5. Clinical Pearl—Dose Matters More Than You Think

Why 7.5 mg? At this level, α2-adrenergic auto-receptors are only partially blocked, while H1 and 5-HT2A/C antagonism dominates—key for sleep promotion. Climbing to 15 mg or 30 mg may paradoxically lift noradrenergic tone and lighten sedation, but also raises metabolic baggage (weight gain, lipids). For insomnia, start low, stay low.


6. Where Does MIRAGE Fit into the Landscape?

Factor Mirtazapine 7.5 mg Z-Drugs Low-dose Doxepin
Evidence in ≥ 65 y Now RCT-supported Sparse, mostly extrapolated One pivotal RCT
Cognitive impact Mild, transient Moderate Minimal
Fall risk Possible (orthostasis) Documented Minimal
Typical half-life 20–40 h 1–7 h 15 h
Insurance coverage (UK)* Generic Generic Branded (high-cost)

*Formulary differences apply; check local guidance.


7. Limitations Worth a Minute of Skepticism

  • Single centre – practice patterns and patient profiles may differ outside an academic geriatric clinic.
  • Short intervention – 28 days answers “can it work?”, not “does it keep working?”.
  • Subjective sleep metrics – polysomnography was not employed; misperception of sleep may inflate gains.
  • Modest N – the confidence interval, though statistically tight, still leaves room for over- or under-estimation.

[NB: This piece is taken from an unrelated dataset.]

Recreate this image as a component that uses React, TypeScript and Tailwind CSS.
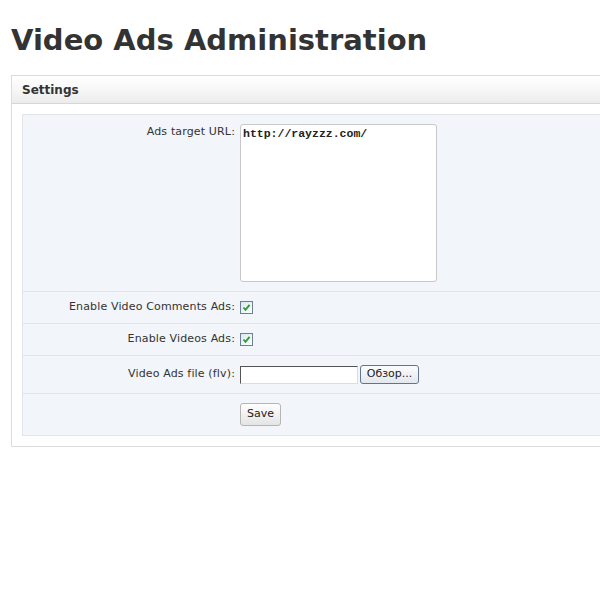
import React from "react";

function Check() {
  return (
    <span className="inline-flex h-[13px] w-[13px] items-center justify-center border border-[#6c7f98] bg-gradient-to-br from-[#dfe6ee] to-[#ffffff]">
      <svg width="9" height="9" viewBox="0 0 9 9">
        <path d="M1.5 4.5 L3.5 6.8 L7.6 1.8" fill="none" stroke="#27a327" strokeWidth="1.9" />
      </svg>
    </span>
  );
}

function Row({
  label,
  children,
  className,
}: {
  label?: string;
  children: React.ReactNode;
  className: string;
}) {
  return (
    <div className={`flex border-b border-[#e1e5ea] ${className}`}>
      <div className="w-[217px] shrink-0 pr-[5px] text-right tracking-[0.15px]">{label}</div>
      <div className="flex items-start">{children}</div>
    </div>
  );
}

export default function App() {
  return (
    <div
      className="h-[600px] w-[600px] overflow-hidden bg-white text-[#333]"
      style={{ fontFamily: '"DejaVu Sans", Verdana, sans-serif' }}
    >
      <h1 className="pl-[11px] pt-[22px] text-[29px] font-bold leading-[36px] text-[#333]">
        Video Ads Administration
      </h1>

      <div className="ml-[11px] mt-[17px] w-[620px] border border-[#dcdcdc] bg-white pb-[10px]">
        <div className="flex h-[28px] items-center border-b border-[#d6d6d6] bg-gradient-to-b from-[#ffffff] via-[#f7f7f7] to-[#ececec] pl-[10px] text-[12px] font-bold text-[#333]">
          Settings
        </div>

        <div className="ml-[10px] mt-[10px] border-t border-l border-[#e1e5ea] bg-[#f2f5f9] text-[11px] text-[#333]">
          <Row label="Ads target URL:" className="h-[177px] pt-[9px]">
            <textarea
              readOnly
              defaultValue="http://rayzzz.com/"
              className="h-[158px] w-[197px] resize-none rounded-[3px] border border-[#c8c8c8] bg-white px-[2px] pt-[2px] text-[11.5px] font-bold leading-[14px] text-[#222] outline-none"
              style={{ fontFamily: '"Liberation Mono", "Courier New", monospace' }}
            />
          </Row>
          <Row label="Enable Video Comments Ads:" className="h-[32px] items-center">
            <Check />
          </Row>
          <Row label="Enable Videos Ads:" className="h-[32px] items-center">
            <Check />
          </Row>
          <Row label="Video Ads file (flv):" className="h-[38px] items-center">
            <div className="flex items-center gap-[2px]">
              <span className="h-[18px] w-[118px] border border-t-[#555] border-l-[#555] border-r-[#ddd] border-b-[#ddd] bg-white" />
              <span className="flex h-[19px] w-[59px] items-center justify-center rounded-[3px] border border-[#5f7590] bg-gradient-to-b from-[#fbfcfd] to-[#e3e8ee] text-[11px] text-[#222]">
                Обзор...
              </span>
            </div>
          </Row>
          <Row className="h-[42px] items-center">
            <span className="flex h-[23px] w-[41px] items-center justify-center rounded-[3px] border border-[#b5b5b5] bg-gradient-to-b from-[#ffffff] to-[#e4e4e4] text-[11px] text-[#222]">
              Save
            </span>
          </Row>
        </div>
      </div>
    </div>
  );
}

8. Putting It into Practice—A Mini Algorithm

  1. First-line remains CBT-I. Refer whenever feasible.
  2. Rule out mimics. Pain, nocturia, REM behaviour disorder, OSA.
  3. If pharmacotherapy is unavoidable:
    • Start mirtazapine 7.5 mg HS.
    • Reassess after two weeks (ISI ≥ 6-point drop is a “response”).
    • At four weeks, taper off if ineffective; continue up to three months if benefit outweighs sedation.
  4. Monitor weight, orthostatic BP, and cognition at each visit.
  5. Document taper plan to minimise long-term, off-label drift.

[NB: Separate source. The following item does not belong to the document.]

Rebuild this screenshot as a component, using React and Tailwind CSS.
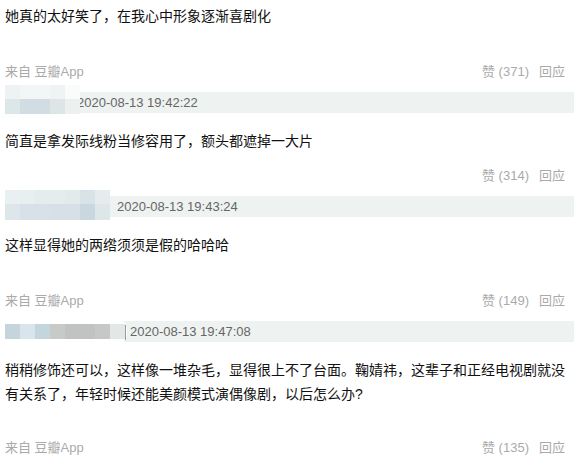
import React from "react";

const font = { fontFamily: '"Liberation Sans", "Noto Sans CJK SC", sans-serif' };

function Mosaic({ rows, blockW, className }) {
  return (
    <div className={className}>
      {rows.map((row, i) => (
        <div key={i} className="flex" style={{ height: row.h }}>
          {row.c.map((c, j) => (
            <div key={j} style={{ width: blockW, background: c }} />
          ))}
        </div>
      ))}
    </div>
  );
}

function Bar({ time, children, pl }) {
  return (
    <div className="relative h-[21px] bg-[#eef3f1] flex items-center">
      {children}
      <span className={`text-[13px] leading-none text-[#666] ${pl}`}>{time}</span>
    </div>
  );
}

function Footer({ source, likes, mt }) {
  return (
    <div className={`flex justify-between items-center h-[20px] text-[13px] text-[#aaa] pr-[9px] mb-[10px] ${mt}`}>
      <span>{source ? "来自 豆瓣App" : ""}</span>
      <span className="flex gap-[10px]">
        <span>赞 ({likes})</span>
        <span>回应</span>
      </span>
    </div>
  );
}

export default function App() {
  return (
    <div className="w-[574px] h-[465px] overflow-hidden bg-white pl-[5px] pt-[4px]" style={font}>
      <p className="text-[14px] leading-[24px] text-[#111]">她真的太好笑了，在我心中形象逐渐喜剧化</p>
      <Footer source likes="371" mt="mt-[34px]" />

      <Bar time="2020-08-13 19:42:22" pl="pl-[72px]">
        <div className="absolute left-0 top-[-7px] w-[75px] h-[29px] bg-white rounded-r-[14px]">
          <Mosaic
            blockW="15px"
            rows={[
              { h: "14px", c: ["#eef2f3", "#f3f6f6", "#f3f6f6", "#f0f3f3", "#fafbfb"] },
              { h: "15px", c: ["#dde6e8", "#d1dde2", "#d1dde2", "#dde5e7", "#ecf0ee"] },
            ]}
          />
        </div>
      </Bar>
      <p className="mt-[16px] text-[14px] leading-[24px] text-[#111]">简直是拿发际线粉当修容用了，额头都遮掉一大片</p>
      <Footer likes="314" mt="mt-[13px]" />

      <Bar time="2020-08-13 19:43:24" pl="pl-[112px]">
        <div className="absolute left-0 top-[-6px] w-[110px] h-[30px] [clip-path:polygon(0_0,100%_0,104%_50%,100%_100%,0_100%)]">
          <Mosaic
            blockW="15px"
            rows={[
              { h: "14px", c: ["#eaf0f1", "#e8eff0", "#e5eced", "#e5eced", "#e2eaec", "#d8e3e8", "#e4ecee"] },
              { h: "16px", c: ["#dde6ea", "#d7e1e7", "#d7e1e7", "#d6e0e6", "#d6e0e6", "#c9d8df", "#dde6e9"] },
            ]}
          />
        </div>
      </Bar>
      <p className="mt-[16px] text-[14px] leading-[24px] text-[#111]">这样显得她的两绺须须是假的哈哈哈</p>
      <Footer source likes="149" mt="mt-[34px]" />

      <Bar time="2020-08-13 19:47:08" pl="pl-[125px]">
        <div className="absolute left-0 top-[-3px] w-[122px] h-[27px] bg-white rounded-r-[12px] flex items-center">
          <Mosaic
            blockW="15px"
            rows={[{ h: "15px", c: ["#c5d5dc", "#d8e5ea", "#c4d6dd", "#c8cac8", "#c0c3c1", "#c0c3c1", "#c5c8c6", "#e3e8e7"] }]}
          />
        </div>
        <div className="absolute left-[120px] top-[4px] w-px h-[15px] bg-[#999]" />
      </Bar>
      <p className="mt-[16px] text-[14px] leading-[24px] text-[#111] pr-[4px]">
        稍稍修饰还可以，这样像一堆杂毛，显得很上不了台面。鞠婧祎，这辈子和正经电视剧就没有关系了，年轻时候还能美颜模式演偶像剧，以后怎么办?
      </p>
      <Footer source likes="135" mt="mt-[32px]" />
    </div>
  );
}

9. Future Directions—Beyond the Mirage

  • Long-range outcomes: Does the ISI advantage persist at six or twelve months?
  • Objective sleep metrics: Actigraphy or at-home EEG could clarify true sleep architecture effects.
  • Frailty-stratified safety: Are discontinuation rates higher in prefrail or sarcopenic elders?
  • Comparative head-to-head: How does mirtazapine fare against low-dose doxepin or lemborexant in this cohort?

10. Bottom Line for the 17:00 Ward Round

For older adults wrestling with chronic insomnia, low-dose mirtazapine now carries randomized evidence of benefit, shaving roughly 6–7 ISI points over four weeks. Yet one in five may abandon therapy owing to next-day somnolence or dizziness. Use it prudently, monitor closely, and remember: sedative is not synonymous with benign.

ClinicalTrials.gov Identifier NCT05247697 — Published 26 March 2025.